| Exercise brief |
Using the listing below, please gather every line containing the word "Convert".

| Extracted information |
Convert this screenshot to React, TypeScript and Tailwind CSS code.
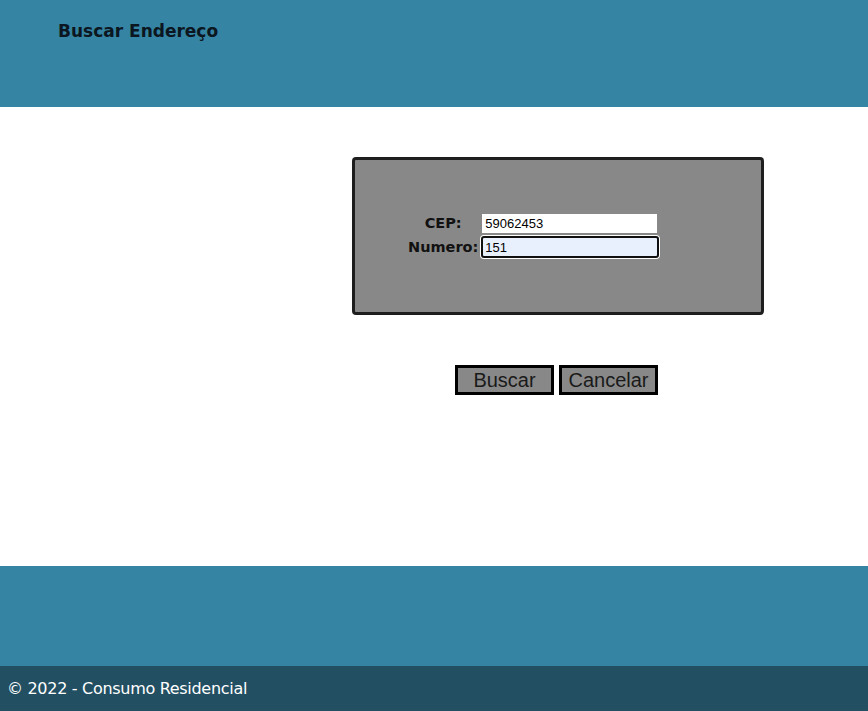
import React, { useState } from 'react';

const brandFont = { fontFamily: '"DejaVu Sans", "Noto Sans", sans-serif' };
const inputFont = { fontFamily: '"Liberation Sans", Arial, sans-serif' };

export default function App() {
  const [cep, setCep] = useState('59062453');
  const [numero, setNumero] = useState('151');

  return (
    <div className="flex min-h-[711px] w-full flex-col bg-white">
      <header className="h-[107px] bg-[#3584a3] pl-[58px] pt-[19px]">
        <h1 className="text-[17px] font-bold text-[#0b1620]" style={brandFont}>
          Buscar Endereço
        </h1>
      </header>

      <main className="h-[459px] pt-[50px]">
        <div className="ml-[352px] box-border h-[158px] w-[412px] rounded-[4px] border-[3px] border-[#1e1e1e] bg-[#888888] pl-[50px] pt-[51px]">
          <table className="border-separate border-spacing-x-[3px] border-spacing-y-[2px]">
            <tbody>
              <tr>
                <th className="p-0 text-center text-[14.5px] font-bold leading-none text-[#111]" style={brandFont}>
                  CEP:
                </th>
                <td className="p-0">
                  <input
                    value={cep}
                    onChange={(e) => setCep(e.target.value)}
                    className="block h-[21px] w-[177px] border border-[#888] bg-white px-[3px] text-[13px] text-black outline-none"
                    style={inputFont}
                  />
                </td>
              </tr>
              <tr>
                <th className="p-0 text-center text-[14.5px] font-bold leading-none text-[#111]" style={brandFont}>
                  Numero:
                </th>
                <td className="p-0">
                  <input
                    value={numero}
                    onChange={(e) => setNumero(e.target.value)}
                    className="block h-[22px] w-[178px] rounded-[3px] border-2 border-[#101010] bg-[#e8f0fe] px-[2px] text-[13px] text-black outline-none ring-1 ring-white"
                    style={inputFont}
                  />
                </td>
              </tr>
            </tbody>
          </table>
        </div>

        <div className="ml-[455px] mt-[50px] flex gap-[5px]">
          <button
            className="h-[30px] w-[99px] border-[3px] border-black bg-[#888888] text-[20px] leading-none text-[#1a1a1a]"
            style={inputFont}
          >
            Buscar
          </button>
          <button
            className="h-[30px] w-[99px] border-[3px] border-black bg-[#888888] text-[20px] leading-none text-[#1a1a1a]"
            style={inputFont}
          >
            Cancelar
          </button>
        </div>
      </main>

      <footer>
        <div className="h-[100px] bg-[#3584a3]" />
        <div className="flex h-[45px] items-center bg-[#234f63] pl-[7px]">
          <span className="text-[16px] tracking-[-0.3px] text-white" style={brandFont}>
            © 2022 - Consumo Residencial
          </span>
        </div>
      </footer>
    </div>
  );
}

...

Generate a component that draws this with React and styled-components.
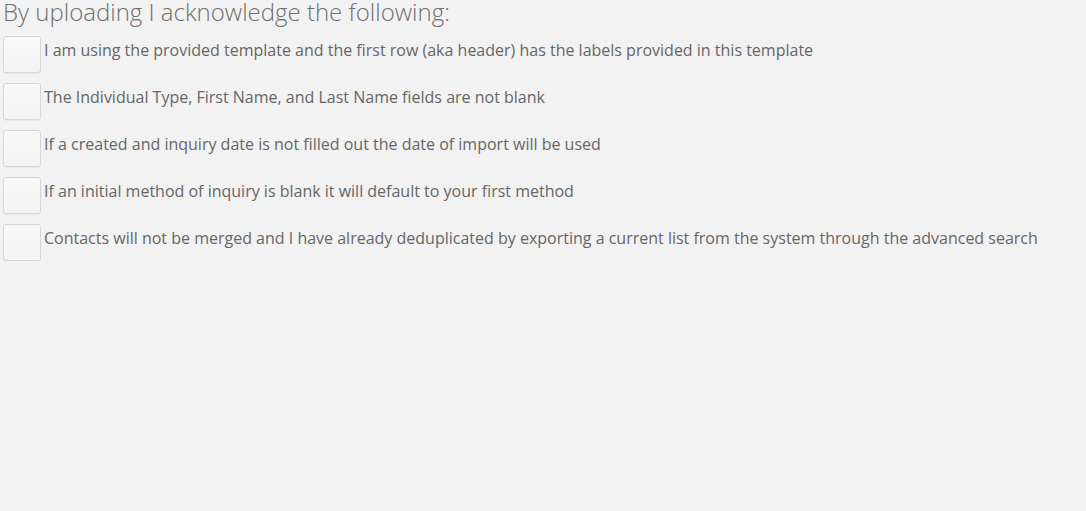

---

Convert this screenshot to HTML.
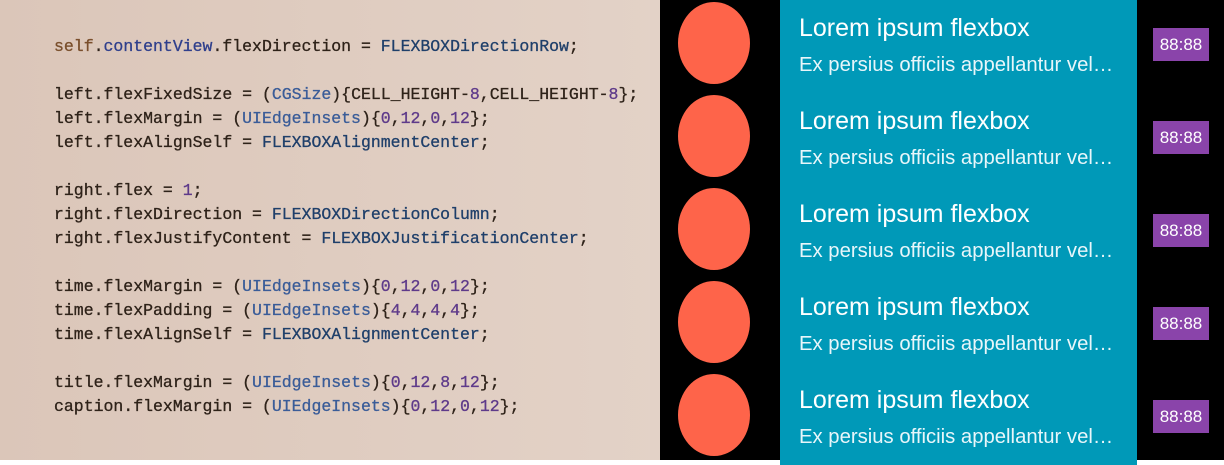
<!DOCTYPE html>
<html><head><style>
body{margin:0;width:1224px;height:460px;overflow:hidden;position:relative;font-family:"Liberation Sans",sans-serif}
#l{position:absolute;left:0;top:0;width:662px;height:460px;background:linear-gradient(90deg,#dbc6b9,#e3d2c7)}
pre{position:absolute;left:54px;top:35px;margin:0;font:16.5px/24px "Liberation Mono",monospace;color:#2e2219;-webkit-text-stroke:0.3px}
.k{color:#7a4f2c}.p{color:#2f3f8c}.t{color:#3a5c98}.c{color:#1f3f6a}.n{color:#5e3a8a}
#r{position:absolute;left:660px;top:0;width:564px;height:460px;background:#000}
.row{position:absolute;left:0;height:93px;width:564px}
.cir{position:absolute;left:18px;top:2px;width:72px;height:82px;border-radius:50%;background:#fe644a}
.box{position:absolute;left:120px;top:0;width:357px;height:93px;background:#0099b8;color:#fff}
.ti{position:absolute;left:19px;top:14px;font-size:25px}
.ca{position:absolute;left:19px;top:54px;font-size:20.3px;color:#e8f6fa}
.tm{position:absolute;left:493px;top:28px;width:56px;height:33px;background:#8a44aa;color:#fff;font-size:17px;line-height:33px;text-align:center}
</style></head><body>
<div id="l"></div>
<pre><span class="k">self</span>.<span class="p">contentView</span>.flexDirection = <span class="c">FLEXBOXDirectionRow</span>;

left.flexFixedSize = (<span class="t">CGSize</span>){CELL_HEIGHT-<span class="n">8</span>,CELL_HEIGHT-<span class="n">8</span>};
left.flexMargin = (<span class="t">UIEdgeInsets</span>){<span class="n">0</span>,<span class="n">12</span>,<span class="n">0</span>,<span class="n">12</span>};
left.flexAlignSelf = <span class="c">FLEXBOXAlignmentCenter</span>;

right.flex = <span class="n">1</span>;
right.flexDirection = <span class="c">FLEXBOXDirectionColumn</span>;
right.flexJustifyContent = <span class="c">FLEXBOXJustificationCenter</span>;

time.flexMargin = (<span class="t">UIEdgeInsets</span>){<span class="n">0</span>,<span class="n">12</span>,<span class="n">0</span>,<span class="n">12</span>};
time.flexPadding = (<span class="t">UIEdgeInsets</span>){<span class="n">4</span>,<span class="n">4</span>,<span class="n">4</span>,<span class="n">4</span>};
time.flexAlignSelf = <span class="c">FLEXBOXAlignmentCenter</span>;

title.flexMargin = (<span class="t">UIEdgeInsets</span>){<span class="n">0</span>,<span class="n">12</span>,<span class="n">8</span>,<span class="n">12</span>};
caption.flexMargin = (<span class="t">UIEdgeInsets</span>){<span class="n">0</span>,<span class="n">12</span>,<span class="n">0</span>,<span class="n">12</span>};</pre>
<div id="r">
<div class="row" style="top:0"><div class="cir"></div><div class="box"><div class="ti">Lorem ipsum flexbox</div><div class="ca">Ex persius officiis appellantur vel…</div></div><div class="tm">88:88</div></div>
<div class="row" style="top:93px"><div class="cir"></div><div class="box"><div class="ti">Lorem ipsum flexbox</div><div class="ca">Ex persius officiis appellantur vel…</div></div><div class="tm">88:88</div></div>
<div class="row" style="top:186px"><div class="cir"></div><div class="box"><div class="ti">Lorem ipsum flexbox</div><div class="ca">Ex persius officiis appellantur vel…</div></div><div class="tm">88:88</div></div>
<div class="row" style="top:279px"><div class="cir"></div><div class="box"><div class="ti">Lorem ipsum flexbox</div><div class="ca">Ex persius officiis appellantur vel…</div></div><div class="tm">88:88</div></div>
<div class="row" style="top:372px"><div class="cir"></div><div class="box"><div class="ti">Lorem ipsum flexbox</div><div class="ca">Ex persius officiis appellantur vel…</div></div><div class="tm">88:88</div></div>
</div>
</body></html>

| Exercise result |
Convert this screenshot to React, TypeScript and Tailwind CSS code.
Convert this screenshot to HTML.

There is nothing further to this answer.